Current sentiment on Nullable.get

Jonathan M Davis newsgroup.d at
Sat Dec 15 15:44:25 UTC 2018

On Saturday, December 15, 2018 2:11:37 AM MST aliak via Digitalmars-d wrote:
> On Saturday, 15 December 2018 at 02:14:15 UTC, Jonathan M Davis
> > The problem I'm pointing out is that if isNull cares about
> > whether the value the Nullable contains is null, then you can
> > no longer rely on the fact that a Nullable has been assigned a
> > value to determine whether get is legal to call (at least not
> > in generic code). You would always have to call isNull first,
> > because the value it was assigned might have been null if that
> > code had been instantiated with a type that can be null.
> > Currently, something like
> >
> > n = value;
> > foo(n.get);
> How is this code realistic? Why would anyone assign a value to a
> Nullable inside a scope where they can see the code and then pass
> it as get to a function. And if you were getting the Nullable
> from a different scope then why would you ever call get without
> checking isNull first. The only place code would break is if
> people considered null a valid value with operational semantics
> for T*. This is also something I think is valid usage because
> like you say, Nullable!(T*) make zero sense otherwise. But it
> make zero sense for Nullable!Class to treat null as a valid
> value. Contrary to what you are saying, it makes generic code
> MORE complicated.
> In generic code if I get a Nullable!T* I know I need to check
> whatever get returns is null or not. With any other T which could
> be a reference type it complicates my code.

You're assuming that the code is going to be calling a member function on
the pointer or class reference or do something else that would dereference
it. It's quite possible for the code to simply be passing it around. And if
you want a simple case where it would make sense to call get on a Nullable
after assigning it a value, then consider a struct that has member that's a
Nullable. A member function could then have code like

auto foo(T t)
        member = t;

If T were a class or pointer, and t were null, then that code would fail the
assertion in get if nullable types were treated differently. But with how
Nullable currently works, if the code isn't doing anything that would result
in the value being dereferenced, then everything works perfectly fine.

And if the code is actually going to be doing something that would
dereference the value, then odds are that null isn't a valid value anyway.
Certainly, it doesn't usually make sense to have generic code checking for
null, because then the code isn't generic. I don't think that I have ever
seen a generic piece of code special-cased to check pointers for null. And
honestly, I would consider it a major code smell if generic code were
checking if a pointer were null unless it was always operating on pointers
and was just generic with regards to what was pointed to.

On the other hand, any code that is generically passing values around and
uses Nullable is going to have serious problems if Nullable treats pointers
differently whenever it's given a value that's null.

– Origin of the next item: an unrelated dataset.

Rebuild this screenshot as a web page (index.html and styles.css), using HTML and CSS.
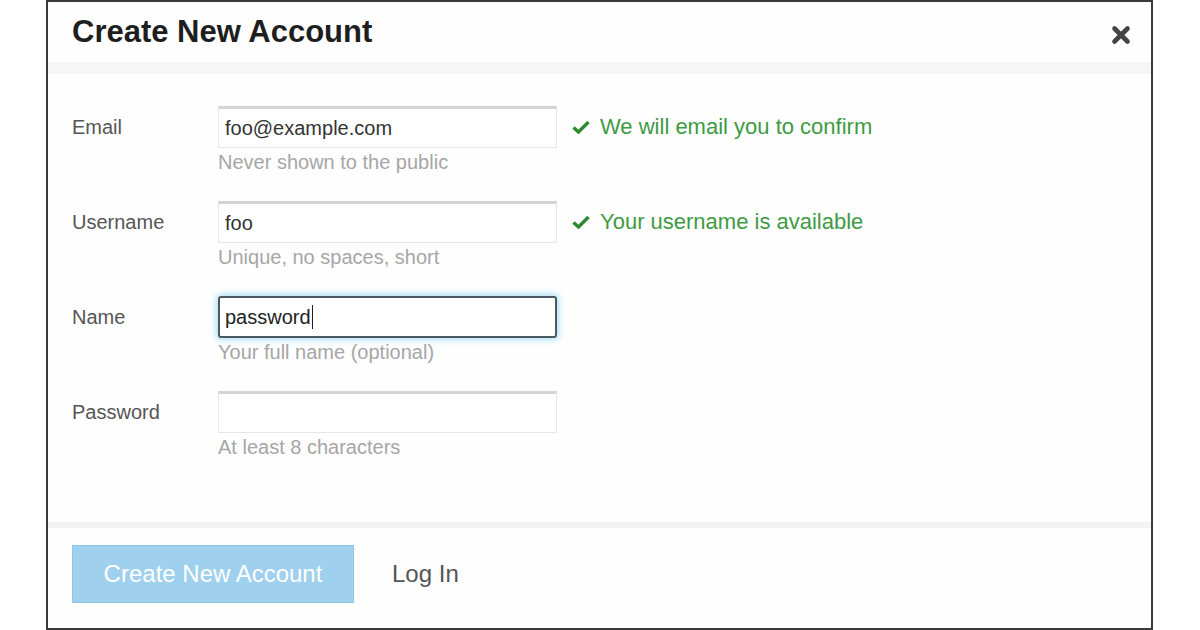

So, I suppose that an argument could be made that in the case where null is
not a valid value, Nullable could treat a null value as the same as not
having been given a value, but in any situation where null is a valid value,
that does not work at all. And if the code is not generic, having Nullable
use a separate bool can be extremely useful, whereas having it treat null
the same as not having a value would make Nullable useless for pointers,
because its semantics would be the same as if you used the pointer directly.

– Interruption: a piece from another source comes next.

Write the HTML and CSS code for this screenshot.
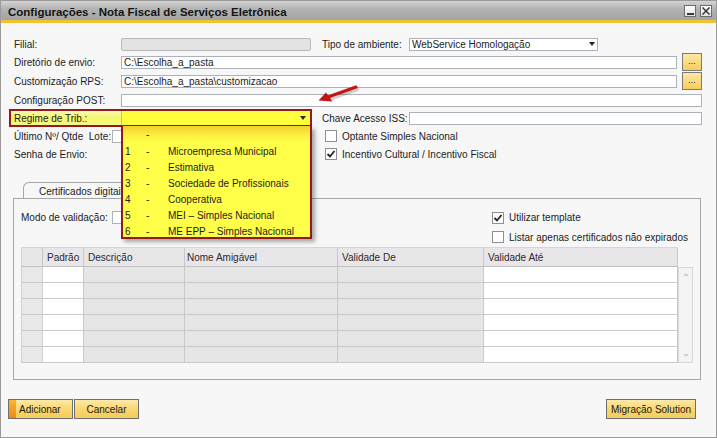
FILE: index.html
```html
<!DOCTYPE html>
<html lang="pt-BR">
<head>
<meta charset="utf-8">
<title>Configurações - Nota Fiscal de Serviços Eletrônica</title>
<link rel="stylesheet" href="styles.css">
</head>
<body>
<div class="window">
  <div class="titlebar">
    <span class="title">Configurações - Nota Fiscal de Serviços Eletrônica</span>
    <div class="wbtns">
      <span class="wbtn"><span class="minbar"></span></span>
      <span class="wbtn"><svg width="10" height="10" viewBox="0 0 10 10"><path d="M1.5 1.5 L8.5 8.5 M8.5 1.5 L1.5 8.5" stroke="#3a3a3a" stroke-width="1.6"/></svg></span>
    </div>
  </div>

  <div class="content">
    <div class="form">
      <div class="row h18">
        <span class="lbl">Filial:</span>
        <span class="inp ro w190"></span>
        <span class="lbl-r">Tipo de ambiente:</span>
        <span class="sel w189"><span>WebService Homologação</span><i class="arrow"></i></span>
      </div>
      <div class="row h18">
        <span class="lbl">Diretório de envio:</span>
        <span class="inp grow">C:\Escolha_a_pasta</span>
        <span class="dots">...</span>
      </div>
      <div class="row h20">
        <span class="lbl">Customização RPS:</span>
        <span class="inp grow">C:\Escolha_a_pasta\customizacao</span>
        <span class="dots">...</span>
      </div>
      <div class="row h18">
        <span class="lbl">Configuração POST:</span>
        <span class="inp grow"></span>
      </div>
      <div class="row h18">
        <div class="hl">
          <span class="hl-lbl">Regime de Trib.:</span>
          <span class="hl-sel"><i class="arrow"></i></span>
        </div>
        <span class="lbl-r r2">Chave Acesso ISS:</span>
        <span class="inp grow"></span>
      </div>
      <div class="row h18">
        <div class="lhalf">
          <span class="lbl short">Último Nº/ Qtde&nbsp; Lote:</span>
          <span class="inp w100"></span>
        </div>
        <span class="chk"></span><span class="chk-t">Optante Simples Nacional</span>
      </div>
      <div class="row h18">
        <div class="lhalf">
          <span class="lbl">Senha de Envio:</span>
        </div>
        <span class="chk"><svg width="10" height="10" viewBox="0 0 10 10"><path d="M1.5 5 L4 7.5 L8.5 2" fill="none" stroke="#222" stroke-width="1.8"/></svg></span><span class="chk-t">Incentivo Cultural / Incentivo Fiscal</span>
      </div>
    </div>

    <div class="tabs">
      <div class="tab">Certificados digitais</div>
      <div class="panel">
        <div class="prow">
          <div class="pleft">
            <span class="plbl">Modo de validação:</span>
            <span class="inp w100"></span>
          </div>
          <span class="chk"><svg width="10" height="10" viewBox="0 0 10 10"><path d="M1.5 5 L4 7.5 L8.5 2" fill="none" stroke="#222" stroke-width="1.8"/></svg></span><span class="chk-t">Utilizar template</span>
        </div>
        <div class="prow2">
          <span class="chk"></span><span class="chk-t">Listar apenas certificados não expirados</span>
        </div>
        <div class="gridwrap">
          <div class="grid">
            <div class="hc"></div><div class="hc">Padrão</div><div class="hc">Descrição</div><div class="hc">Nome Amigável</div><div class="hc">Validade De</div><div class="hc">Validade Até</div>
            <div class="c g"></div><div class="c w"></div><div class="c g"></div><div class="c g"></div><div class="c g"></div><div class="c w"></div>
            <div class="c g"></div><div class="c w"></div><div class="c g"></div><div class="c g"></div><div class="c g"></div><div class="c w"></div>
            <div class="c g"></div><div class="c w"></div><div class="c g"></div><div class="c g"></div><div class="c g"></div><div class="c w"></div>
            <div class="c g"></div><div class="c w"></div><div class="c g"></div><div class="c g"></div><div class="c g"></div><div class="c w"></div>
            <div class="c g"></div><div class="c w"></div><div class="c g"></div><div class="c g"></div><div class="c g"></div><div class="c w"></div>
            <div class="c g"></div><div class="c w"></div><div class="c g"></div><div class="c g"></div><div class="c g"></div><div class="c w"></div>
          </div>
          <div class="vscroll"><i class="up"></i><i class="down"></i></div>
        </div>
      </div>
    </div>

    <div class="footer">
      <div class="btns">
        <span class="btn b65"><span class="stripe"></span><span class="btxt">Adicionar</span></span>
        <span class="btn b65 center">Cancelar</span>
      </div>
      <span class="btn b90 center">Migração Solution</span>
    </div>
  </div>

  <div class="dropdown">
    <div class="opt first"><span class="n"></span><span class="d">-</span><span class="t"></span></div>
    <div class="opt"><span class="n">1</span><span class="d">-</span><span class="t">Microempresa Municipal</span></div>
    <div class="opt"><span class="n">2</span><span class="d">-</span><span class="t">Estimativa</span></div>
    <div class="opt"><span class="n">3</span><span class="d">-</span><span class="t">Sociedade de Profissionais</span></div>
    <div class="opt"><span class="n">4</span><span class="d">-</span><span class="t">Cooperativa</span></div>
    <div class="opt"><span class="n">5</span><span class="d">-</span><span class="t">MEI – Simples Nacional</span></div>
    <div class="opt"><span class="n">6</span><span class="d">-</span><span class="t">ME EPP – Simples Nacional</span></div>
  </div>

  <svg class="redarrow" width="46" height="24" viewBox="0 0 46 24">
    <path d="M41 4.5 L13 14.5" stroke="rgba(0,0,0,0.18)" stroke-width="4" stroke-linecap="round" transform="translate(1,1.5)"/>
    <path d="M41 4 L13 14" stroke="#c41515" stroke-width="3" stroke-linecap="round"/>
    <path d="M3.5 17.5 L11 9.5 L17.5 18.5 Z" fill="#c41515"/>
  </svg>
</div>
</body>
</html>
```

FILE: styles.css
```css
html, body {
  margin: 0;
  padding: 0;
  background: #f7f7f7;
}

.window {
  position: relative;
  width: 717px;
  height: 438px;
  box-sizing: border-box;
  border: 1px solid #9a9a9a;
  background: #f7f7f7;
  overflow: hidden;
  font-family: "Liberation Sans", Arial, sans-serif;
  font-size: 10px;
  color: #1c1c1c;
}

/* title bar */
.titlebar {
  height: 22px;
  box-sizing: border-box;
  padding: 3px 4px 0 7px;
  display: flex;
  align-items: center;
  justify-content: space-between;
  background: linear-gradient(#d4d4d4, #b4b4b4 40%, #a4a4a4);
  border-bottom: 3px solid #f1c232;
}
.title {
  font-size: 11.5px;
  font-weight: bold;
  color: #141414;
  white-space: nowrap;
}
.wbtns {
  display: flex;
  gap: 4px;
  align-self: flex-start;
  margin-top: 1px;
}
.wbtn {
  width: 12px;
  height: 12px;
  box-sizing: border-box;
  border: 1px solid #6c6c6c;
  background: linear-gradient(#ffffff, #e2e2e2);
  display: flex;
  align-items: center;
  justify-content: center;
}
.minbar {
  width: 7px;
  height: 2px;
  background: #3a3a3a;
  align-self: flex-end;
  margin-bottom: 1px;
}

/* content */
.content {
  padding: 12px 14px 0 13px;
}

.row {
  display: flex;
  align-items: center;
}
.h18 { height: 18px; }
.h20 { height: 20px; }

.lbl {
  width: 107px;
  flex: none;
  white-space: nowrap;
}
.lbl.short { width: 98px; }
.lbl-r {
  width: 87px;
  margin-left: 11px;
  flex: none;
  white-space: nowrap;
}
.lbl-r.r2 { margin-left: 10px; }

.inp {
  height: 13px;
  box-sizing: border-box;
  border: 1px solid #adb2b8;
  background: #ffffff;
  padding: 0 2px;
  line-height: 11px;
  white-space: nowrap;
  overflow: hidden;
  flex: none;
}
.inp.ro {
  background: #e3e3e3;
  border-color: #b9b9b9;
  border-radius: 2px;
}
.grow { flex: 1; }
.w190 { width: 190px; }
.w189 { width: 189px; }
.w100 { width: 100px; }

.sel {
  height: 13px;
  box-sizing: border-box;
  border: 1px solid #adb2b8;
  background: #ffffff;
  padding: 0 1px 0 2px;
  display: flex;
  align-items: center;
  justify-content: space-between;
  line-height: 11px;
  white-space: nowrap;
}
.arrow {
  width: 0;
  height: 0;
  border-left: 3.5px solid transparent;
  border-right: 3.5px solid transparent;
  border-top: 4px solid #262626;
  margin-right: 1px;
}

.dots {
  width: 20px;
  height: 18px;
  margin-left: 5px;
  box-sizing: border-box;
  border: 1px solid #7b7b7b;
  background: linear-gradient(#fde9a4, #f7cd5a);
  display: flex;
  align-items: center;
  justify-content: center;
  font-size: 9px;
  line-height: 9px;
  padding-bottom: 2px;
  flex: none;
}

/* highlighted Regime row */
.hl {
  margin-left: -5px;
  width: 303px;
  height: 18px;
  box-sizing: border-box;
  border: 2px solid #951b1b;
  display: flex;
  flex: none;
}
.hl-lbl {
  width: 110px;
  box-sizing: border-box;
  padding-left: 3px;
  display: flex;
  align-items: center;
  background: linear-gradient(#fafab0, #f6f66a 50%, #f6f690);
  white-space: nowrap;
}
.hl-sel {
  flex: 1;
  border-left: 1px solid #c9c26a;
  background: #ffff3e;
  display: flex;
  align-items: center;
  justify-content: flex-end;
  padding-right: 3px;
}

.lhalf {
  width: 311px;
  display: flex;
  align-items: center;
  flex: none;
}

.chk {
  width: 12px;
  height: 12px;
  box-sizing: border-box;
  border: 1px solid #8d8f91;
  background: #ffffff;
  display: flex;
  align-items: center;
  justify-content: center;
  flex: none;
}
.chk-t {
  margin-left: 5px;
  white-space: nowrap;
}

/* tabs */
.tabs {
  margin-top: 19px;
}
.tab {
  margin-left: 9px;
  width: 130px;
  height: 16px;
  box-sizing: border-box;
  border: 1px solid #a6a6a6;
  border-bottom: none;
  border-top-left-radius: 6px;
  padding-left: 15px;
  line-height: 17px;
  white-space: nowrap;
}
.panel {
  margin: 0 1px 0 -1px;
  height: 182px;
  box-sizing: border-box;
  border: 1px solid #a6a6a6;
  padding: 9px 0 0 7px;
}
.prow {
  height: 19px;
  display: flex;
  align-items: center;
}
.pleft {
  width: 471px;
  display: flex;
  align-items: center;
  flex: none;
}
.plbl {
  width: 91px;
  flex: none;
  white-space: nowrap;
}
.prow2 {
  height: 20px;
  display: flex;
  align-items: center;
  padding-left: 471px;
}

/* grid */
.gridwrap {
  display: flex;
  align-items: flex-start;
}
.grid {
  display: grid;
  grid-template-columns: 21px 41px 101px 153px 146px 194px;
  grid-template-rows: 19px repeat(6, 16px);
  border-left: 1px solid #d2d2d2;
  border-top: 1px solid #d6d6d6;
}
.hc {
  background: #e9e6ea;
  border-right: 1px solid #c6c6c6;
  border-bottom: 1px solid #c0c0c0;
  padding-left: 4px;
  display: flex;
  align-items: center;
  white-space: nowrap;
  color: #2a2a2a;
}
.hc:nth-child(4) { padding-left: 2px; }
.c {
  border-right: 1px solid #c9c9c9;
  border-bottom: 1px solid #c9c9c9;
}
.c.g { background: #e6e6e6; }
.c.w { background: #ffffff; }
.grid .c:nth-child(6n+1) { background: #e8e8e8; border-right-color: #d0d0d0; }

.vscroll {
  margin-top: 20px;
  width: 15px;
  height: 96px;
  box-sizing: border-box;
  border: 1px solid #d6d6d6;
  background: #f4f4f4;
  display: flex;
  flex-direction: column;
  align-items: center;
  justify-content: space-between;
  padding: 5px 0;
}
.vscroll .up {
  width: 0; height: 0;
  border-left: 3px solid transparent;
  border-right: 3px solid transparent;
  border-bottom: 3px solid #cfcfcf;
}
.vscroll .down {
  width: 0; height: 0;
  border-left: 3px solid transparent;
  border-right: 3px solid transparent;
  border-top: 3px solid #cfcfcf;
}

/* footer */
.footer {
  display: flex;
  justify-content: space-between;
  margin: 19px 6px 0 -6px;
}
.btns {
  display: flex;
  gap: 1px;
}
.btn {
  height: 20px;
  box-sizing: border-box;
  border: 1px solid #6f6f6f;
  background: linear-gradient(#fdeaa8, #f8d468 60%, #f6cd5c);
  display: flex;
  align-items: center;
  white-space: nowrap;
  color: #1a1a1a;
}
.btn.center { justify-content: center; }
.b65 { width: 65px; }
.b90 { width: 90px; }
.stripe {
  width: 7px;
  align-self: stretch;
  background: linear-gradient(#f7b436, #ec8b0e);
}
.btxt { margin-left: 3px; }

/* open dropdown list (overlay) */
.dropdown {
  position: absolute;
  left: 120px;
  top: 125px;
  width: 191px;
  height: 113px;
  box-sizing: border-box;
  border: 2px solid #8f1b1b;
  border-top: none;
  background: #ffff4a;
  overflow: hidden;
  padding-left: 2px;
  box-shadow: 3px 3px 4px rgba(0, 0, 0, 0.32);
}
.opt {
  height: 16px;
  display: flex;
  align-items: center;
  white-space: nowrap;
}
.opt.first {
  margin-left: -2px;
  padding-left: 2px;
  margin-bottom: 1px;
  background: linear-gradient(#f3d12c, #fbee42 55%, #ffff4a);
}
.opt .n { width: 21px; flex: none; }
.opt .d { width: 22px; flex: none; }

.redarrow {
  position: absolute;
  left: 314px;
  top: 82px;
}
```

I really don't see a good argument here for Nullable having different
semantics than it currently does. There's certainly an argument to be made
that it should have been called something other than Nullable, but its
current semantics are very useful, whereas having it treat pointers
differently really wouldn't be.

> > On the other hand, right now, because Nullable works the same
> > regardless of what type it containts, it works quite well in
> > generic code, and because Nullable!(T*) basically gives you T**
> > without the extra heap allocation, there are use cases where it
> > makes sense to use Nullable!(T*) even though T* is already
> > nullable. So, ultimately, the way that Nullable currently works
> > makes sense, whereas having isNull be affected by the value
> > contained by the Nullable does not. It could certainly be
> > argued that the naming is poor, but the semantics are exactly
> > what they should be.
> I think I understand what the problem is now. You keep on
> interchanging Nullable!(T*) with just plain Nullable. And if we
> are only talking about Nullable!(T*) then I can agree with what
> you say. But generic code is not just T*'s and when it's not T*s
> then it makes zero sense for isNull to return false if the value
> is a null ref type.

Nullable!(T*) is basically the same as T**. All of this arguing about trying
to make Nullable treat pointers differently is like arguing that T** is
useless, because T* can already be null. That extra level of indirection
means something and can have real value. In the cases where it doesn't, you
just don't use that extra level of indirection, but making it so that that
extra level of indirection isn't possible reduces what you can do.

Regardless, it's not like we're going to change Nullable's semantics. That
would silently break existing code. The only way that something would change
would be if it were decided that Nullable were so broken that it had to be
replaced, and I have a hard time believing that you could get Andrei to
agree with that (and he's ultimately the one who would have to be
convinced). Either way, I would argue very strongly against any attempt to
remove Nullable. It would break a lot of code that's perfectly fine as-is.